Exercise instructions:
Write each line of the material exactly as given, from the top through the line that contains "import React from 'react';", and omit all pictures.

----------------

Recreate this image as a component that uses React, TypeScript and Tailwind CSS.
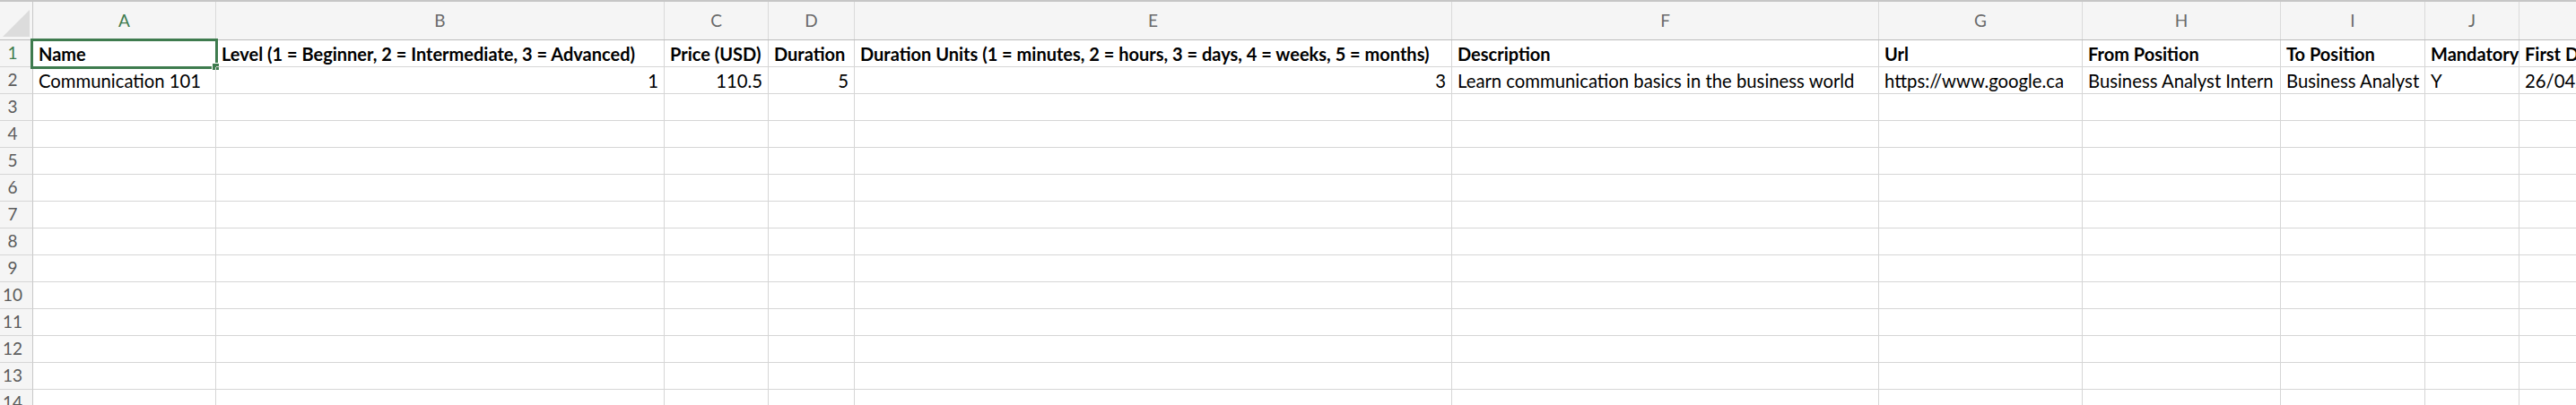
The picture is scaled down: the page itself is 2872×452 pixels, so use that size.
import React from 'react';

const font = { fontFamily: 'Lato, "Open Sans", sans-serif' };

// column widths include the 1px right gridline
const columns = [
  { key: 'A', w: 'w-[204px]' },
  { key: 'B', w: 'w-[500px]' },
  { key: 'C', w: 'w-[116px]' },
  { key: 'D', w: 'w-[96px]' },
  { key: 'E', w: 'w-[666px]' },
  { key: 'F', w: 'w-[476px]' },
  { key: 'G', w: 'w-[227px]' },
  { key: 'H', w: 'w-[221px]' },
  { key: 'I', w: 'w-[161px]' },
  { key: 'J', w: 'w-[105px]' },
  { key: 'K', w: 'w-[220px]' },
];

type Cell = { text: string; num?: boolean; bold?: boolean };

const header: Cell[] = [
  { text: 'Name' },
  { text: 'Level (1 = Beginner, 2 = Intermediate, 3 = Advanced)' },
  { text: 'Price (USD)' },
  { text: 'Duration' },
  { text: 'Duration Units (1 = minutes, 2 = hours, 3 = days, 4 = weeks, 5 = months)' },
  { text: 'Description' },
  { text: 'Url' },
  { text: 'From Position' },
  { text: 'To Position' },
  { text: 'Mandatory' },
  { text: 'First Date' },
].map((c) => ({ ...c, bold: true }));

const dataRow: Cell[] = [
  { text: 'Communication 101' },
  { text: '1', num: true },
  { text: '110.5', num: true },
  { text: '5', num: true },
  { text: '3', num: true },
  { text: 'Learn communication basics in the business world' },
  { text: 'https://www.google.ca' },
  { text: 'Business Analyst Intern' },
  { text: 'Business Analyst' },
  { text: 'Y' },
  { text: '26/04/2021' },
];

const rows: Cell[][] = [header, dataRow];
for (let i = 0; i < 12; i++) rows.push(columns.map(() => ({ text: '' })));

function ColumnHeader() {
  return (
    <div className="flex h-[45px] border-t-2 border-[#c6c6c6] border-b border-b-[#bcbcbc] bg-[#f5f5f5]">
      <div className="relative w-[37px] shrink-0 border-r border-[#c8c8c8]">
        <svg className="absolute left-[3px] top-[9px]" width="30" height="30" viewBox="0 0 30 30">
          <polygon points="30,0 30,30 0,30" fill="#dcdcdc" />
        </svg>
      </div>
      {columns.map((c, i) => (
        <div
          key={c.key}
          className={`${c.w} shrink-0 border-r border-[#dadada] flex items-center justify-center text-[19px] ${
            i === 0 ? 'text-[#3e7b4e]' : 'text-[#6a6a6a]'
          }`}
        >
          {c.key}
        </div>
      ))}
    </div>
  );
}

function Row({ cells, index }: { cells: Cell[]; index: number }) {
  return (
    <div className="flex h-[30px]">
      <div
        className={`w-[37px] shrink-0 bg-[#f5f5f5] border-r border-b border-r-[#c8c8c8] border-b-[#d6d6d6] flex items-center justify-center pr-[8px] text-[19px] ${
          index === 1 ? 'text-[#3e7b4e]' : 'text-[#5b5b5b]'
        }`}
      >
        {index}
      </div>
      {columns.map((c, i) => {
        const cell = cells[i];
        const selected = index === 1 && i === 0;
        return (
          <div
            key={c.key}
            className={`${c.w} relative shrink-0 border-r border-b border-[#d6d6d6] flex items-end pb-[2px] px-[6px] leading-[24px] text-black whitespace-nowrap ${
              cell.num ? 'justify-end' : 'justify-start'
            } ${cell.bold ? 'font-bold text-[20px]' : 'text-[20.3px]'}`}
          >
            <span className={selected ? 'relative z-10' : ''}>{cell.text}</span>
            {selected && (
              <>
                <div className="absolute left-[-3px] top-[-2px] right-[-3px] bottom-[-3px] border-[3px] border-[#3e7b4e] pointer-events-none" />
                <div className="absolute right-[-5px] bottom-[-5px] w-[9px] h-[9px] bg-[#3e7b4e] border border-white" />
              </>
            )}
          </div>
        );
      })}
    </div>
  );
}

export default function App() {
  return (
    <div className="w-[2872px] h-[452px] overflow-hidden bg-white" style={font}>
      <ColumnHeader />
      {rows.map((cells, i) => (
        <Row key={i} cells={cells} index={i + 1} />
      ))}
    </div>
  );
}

----------------

Response:
Recreate this image as a component that uses React, TypeScript and Tailwind CSS.
The picture is scaled down: the page itself is 2872×452 pixels, so use that size.
import React from 'react';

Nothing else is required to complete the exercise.